The tax effects will depend on your particular circumstances. Contact your HMRC if you have specific tax enquiries.

Tax credits

A lump sum payment can count as income for Tax Credits purposes.

This can happen when you get Tax Credits the same tax year that you start claiming State Pension and you choose a lump sum payment.

You can ask for your lump sum payment to be held back until the start of the new tax year.

If you’re no longer getting Tax Credits in the new tax year, it will not affect your lump sum payment.

Inheritance

Your widow, widower or surviving civil partner may get extra State Pension added to their own State Pension after your death. This could happen if you had already claimed your State Pension and chosen extra State Pension before your death.

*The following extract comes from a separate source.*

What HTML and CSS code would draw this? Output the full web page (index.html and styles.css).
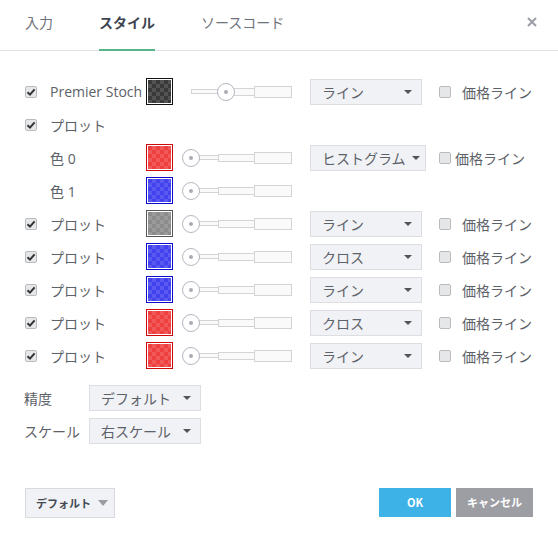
FILE: index.html
```html
<!DOCTYPE html>
<html lang="ja">
<head>
<meta charset="utf-8">
<link rel="stylesheet" href="styles.css">
</head>
<body>
<div class="dialog">
  <div class="tabs">
    <div class="tab">入力</div>
    <div class="tab active">スタイル</div>
    <div class="tab">ソースコード</div>
    <div class="close"><svg width="10" height="10" viewBox="0 0 10 10"><path d="M1 1L9 9M9 1L1 9" stroke="#9a9da3" stroke-width="2"/></svg></div>
  </div>

  <div class="content">
    <div class="row">
      <span class="cb checked"><svg width="10" height="10" viewBox="0 0 10 10"><path d="M1.5 5.2L4 7.6L8.6 2.4" fill="none" stroke="#333" stroke-width="2"/></svg></span>
      <span class="label">Premier Stoch</span>
      <span class="swatch black"></span>
      <div class="slider"><span class="seg s1"></span><span class="seg s2"></span><span class="seg s3"></span><span class="thumb mid"></span></div>
      <div class="select"><span>ライン</span><i class="caret"></i></div>
      <span class="cb pcb"></span><span class="plabel">価格ライン</span>
    </div>

    <div class="row">
      <span class="cb checked"><svg width="10" height="10" viewBox="0 0 10 10"><path d="M1.5 5.2L4 7.6L8.6 2.4" fill="none" stroke="#333" stroke-width="2"/></svg></span>
      <span class="label">プロット</span>
    </div>

    <div class="row">
      <span class="cb empty"></span>
      <span class="label">色 0</span>
      <span class="swatch red"></span>
      <div class="slider"><span class="seg s1"></span><span class="seg s2"></span><span class="seg s3"></span><span class="thumb"></span></div>
      <div class="select wide"><span>ヒストグラム</span><i class="caret"></i></div>
      <span class="cb pcb tight"></span><span class="plabel tight">価格ライン</span>
    </div>

    <div class="row">
      <span class="cb empty"></span>
      <span class="label">色 1</span>
      <span class="swatch blue"></span>
      <div class="slider"><span class="seg s1"></span><span class="seg s2"></span><span class="seg s3"></span><span class="thumb"></span></div>
    </div>

    <div class="row">
      <span class="cb checked"><svg width="10" height="10" viewBox="0 0 10 10"><path d="M1.5 5.2L4 7.6L8.6 2.4" fill="none" stroke="#333" stroke-width="2"/></svg></span>
      <span class="label">プロット</span>
      <span class="swatch gray"></span>
      <div class="slider"><span class="seg s1"></span><span class="seg s2"></span><span class="seg s3"></span><span class="thumb"></span></div>
      <div class="select"><span>ライン</span><i class="caret"></i></div>
      <span class="cb pcb"></span><span class="plabel">価格ライン</span>
    </div>

    <div class="row">
      <span class="cb checked"><svg width="10" height="10" viewBox="0 0 10 10"><path d="M1.5 5.2L4 7.6L8.6 2.4" fill="none" stroke="#333" stroke-width="2"/></svg></span>
      <span class="label">プロット</span>
      <span class="swatch blue"></span>
      <div class="slider"><span class="seg s1"></span><span class="seg s2"></span><span class="seg s3"></span><span class="thumb"></span></div>
      <div class="select"><span>クロス</span><i class="caret"></i></div>
      <span class="cb pcb"></span><span class="plabel">価格ライン</span>
    </div>

    <div class="row">
      <span class="cb checked"><svg width="10" height="10" viewBox="0 0 10 10"><path d="M1.5 5.2L4 7.6L8.6 2.4" fill="none" stroke="#333" stroke-width="2"/></svg></span>
      <span class="label">プロット</span>
      <span class="swatch blue"></span>
      <div class="slider"><span class="seg s1"></span><span class="seg s2"></span><span class="seg s3"></span><span class="thumb"></span></div>
      <div class="select"><span>ライン</span><i class="caret"></i></div>
      <span class="cb pcb"></span><span class="plabel">価格ライン</span>
    </div>

    <div class="row">
      <span class="cb checked"><svg width="10" height="10" viewBox="0 0 10 10"><path d="M1.5 5.2L4 7.6L8.6 2.4" fill="none" stroke="#333" stroke-width="2"/></svg></span>
      <span class="label">プロット</span>
      <span class="swatch red"></span>
      <div class="slider"><span class="seg s1"></span><span class="seg s2"></span><span class="seg s3"></span><span class="thumb"></span></div>
      <div class="select"><span>クロス</span><i class="caret"></i></div>
      <span class="cb pcb"></span><span class="plabel">価格ライン</span>
    </div>

    <div class="row">
      <span class="cb checked"><svg width="10" height="10" viewBox="0 0 10 10"><path d="M1.5 5.2L4 7.6L8.6 2.4" fill="none" stroke="#333" stroke-width="2"/></svg></span>
      <span class="label">プロット</span>
      <span class="swatch red"></span>
      <div class="slider"><span class="seg s1"></span><span class="seg s2"></span><span class="seg s3"></span><span class="thumb"></span></div>
      <div class="select"><span>ライン</span><i class="caret"></i></div>
      <span class="cb pcb"></span><span class="plabel">価格ライン</span>
    </div>

    <div class="opts">
      <div class="orow">
        <span class="olabel">精度</span>
        <div class="select"><span>デフォルト</span><i class="caret"></i></div>
      </div>
      <div class="orow">
        <span class="olabel">スケール</span>
        <div class="select"><span>右スケール</span><i class="caret"></i></div>
      </div>
    </div>
  </div>

  <div class="footer">
    <div class="defbtn">デフォルト<i class="caret light"></i></div>
    <div class="btns">
      <div class="btn ok">OK</div>
      <div class="btn cancel">キャンセル</div>
    </div>
  </div>
</div>
</body>
</html>
```

FILE: styles.css
```css
html, body {
  margin: 0;
  padding: 0;
  background: #ffffff;
}
body {
  font-family: "Open Sans", "Noto Sans CJK JP", sans-serif;
  color: #5d6168;
  font-size: 14px;
}
.dialog {
  width: 558px;
  height: 542px;
  position: relative;
}
.tabs {
  height: 50px;
  border-bottom: 1px solid #e0e3e6;
  display: flex;
  align-items: stretch;
  padding-left: 25px;
  gap: 46px;
  position: relative;
}
.tab {
  font-family: "Noto Sans CJK JP", sans-serif;
  font-size: 14px;
  color: #6e727a;
  display: flex;
  align-items: center;
  padding-bottom: 5px;
  box-sizing: border-box;
  border-bottom: 2px solid transparent;
  margin-bottom: -1px;
}
.tab.active {
  color: #3f4550;
  font-weight: 700;
  border-bottom-color: #57b388;
}
.close {
  position: absolute;
  right: 21px;
  top: 17px;
  width: 10px;
  height: 10px;
  line-height: 0;
}
.content {
  padding-top: 24px;
}
.row {
  display: flex;
  align-items: center;
  height: 33px;
  padding-left: 25px;
}
.cb {
  width: 12px;
  height: 12px;
  box-sizing: border-box;
  border: 1px solid #b9bbbe;
  border-radius: 2px;
  background: #e6e7e8;
  display: inline-flex;
  align-items: center;
  justify-content: center;
  flex: none;
}
.cb svg { display: block; }
.cb.empty {
  border: none;
  background: none;
}
.label {
  margin-left: 13px;
  width: 96px;
  flex: none;
  white-space: nowrap;
  color: #5d6168;
}
.swatch {
  width: 27px;
  height: 27px;
  box-sizing: border-box;
  border: 1px solid #111;
  padding: 1px;
  background-clip: content-box;
  flex: none;
  box-shadow: inset 0 0 0 1px #fff;
  background-image: conic-gradient(rgba(255,255,255,0.13) 25%, transparent 0 50%, rgba(255,255,255,0.13) 0 75%, transparent 0);
  background-size: 8px 8px;
  background-origin: content-box;
}
.swatch.black { border-color: #111; background-color: #3a3a3a; }
.swatch.red { border-color: #cc0a0a; background-color: #ef4040; }
.swatch.blue { border-color: #0a0acc; background-color: #4242ef; }
.swatch.gray { border-color: #555; background-color: #8b8b8b; }
.slider {
  position: relative;
  margin-left: 9px;
  width: 110px;
  height: 18px;
  padding-left: 9px;
  box-sizing: border-box;
  display: flex;
  align-items: center;
  flex: none;
}
.seg {
  box-sizing: border-box;
  border: 1px solid #d3d4d6;
  background: #fafafa;
  display: block;
}
.seg + .seg { margin-left: -1px; }
.s1 { width: 28px; height: 5px; }
.s2 { width: 38px; height: 8px; }
.s3 { width: 38px; height: 12px; }
.thumb {
  position: absolute;
  left: 0;
  top: 0;
  width: 18px;
  height: 18px;
  box-sizing: border-box;
  border: 1px solid #b4b7bf;
  border-radius: 50%;
  background: #fff;
}
.thumb.mid { left: 35px; }
.thumb::after {
  content: "";
  position: absolute;
  left: 6px;
  top: 6px;
  width: 4px;
  height: 4px;
  border-radius: 50%;
  background: #a9acb3;
}
.select {
  margin-left: 18px;
  width: 112px;
  height: 26px;
  box-sizing: border-box;
  background: #f1f2f6;
  border: 1px solid #dcdee2;
  display: flex;
  align-items: center;
  justify-content: space-between;
  padding: 0 9px 0 11px;
  font-family: "Noto Sans CJK JP", sans-serif;
  font-size: 14px;
  color: #5d6168;
  flex: none;
}
.select.wide {
  width: 116px;
  padding: 0 5px 0 11px;
}
.caret {
  width: 0;
  height: 0;
  border-left: 4px solid transparent;
  border-right: 4px solid transparent;
  border-top: 4px solid #555;
  display: block;
}
.caret.light {
  border-left-width: 5px;
  border-right-width: 5px;
  border-top: 6px solid #999ca2;
}
.pcb {
  margin-left: 17px;
}
.pcb.tight {
  margin-left: 13px;
}
.plabel {
  margin-left: 11px;
  font-family: "Noto Sans CJK JP", sans-serif;
  white-space: nowrap;
}
.plabel.tight {
  margin-left: 4px;
}
.opts {
  margin-top: 9px;
}
.orow {
  display: flex;
  align-items: center;
  height: 33px;
  padding-left: 24px;
}
.olabel {
  width: 65px;
  font-family: "Noto Sans CJK JP", sans-serif;
}
.orow .select {
  margin-left: 0;
}
.footer {
  position: absolute;
  left: 25px;
  right: 25px;
  top: 488px;
  display: flex;
  justify-content: space-between;
  align-items: flex-start;
}
.defbtn {
  width: 90px;
  height: 30px;
  box-sizing: border-box;
  border: 1px solid #d8dade;
  background: #f1f2f6;
  display: flex;
  align-items: center;
  padding-left: 10px;
  gap: 7px;
  font-family: "Noto Sans CJK JP", sans-serif;
  font-size: 11px;
  font-weight: 700;
  color: #44484f;
}
.btns {
  display: flex;
  gap: 5px;
}
.btn {
  height: 29px;
  display: flex;
  align-items: center;
  justify-content: center;
  color: #fff;
  font-family: "Noto Sans CJK JP", sans-serif;
  font-size: 11px;
  font-weight: 700;
  padding-bottom: 1px;
  box-sizing: border-box;
}
.ok {
  width: 72px;
  background: #3db2e6;
}
.cancel {
  width: 77px;
  background: #9c9ea4;
}
```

If you claimed your State Pension, chose a lump sum and then died, anything left will form part of your estate. This lump sum payment is liable for Inheritance Tax.

How much can you inherit?

The amount of lump sum payment payable to a widow, widower or surviving civil partner will be based on:

  • all of the deceased’s basic State Pension
  • between 50 and 100 per cent of any additional State Pension which would have been payable to the deceased (depending on the date the deceased reached, or would have reached State Pension age)

If you are a woman and you're widowed before you reach State Pension age, you will only get your late husband's contributions under certain conditions. You will not get a lump sum payment based on your late husband’s contributions if you remarry before you reach State Pension age.

Similar rules about inheriting the deceased's State Pension apply to widowers and surviving civil partners.

Extra State Pension

If you put off claiming your State Pension, you can choose to claim extra State Pension, instead of a lump sum payment.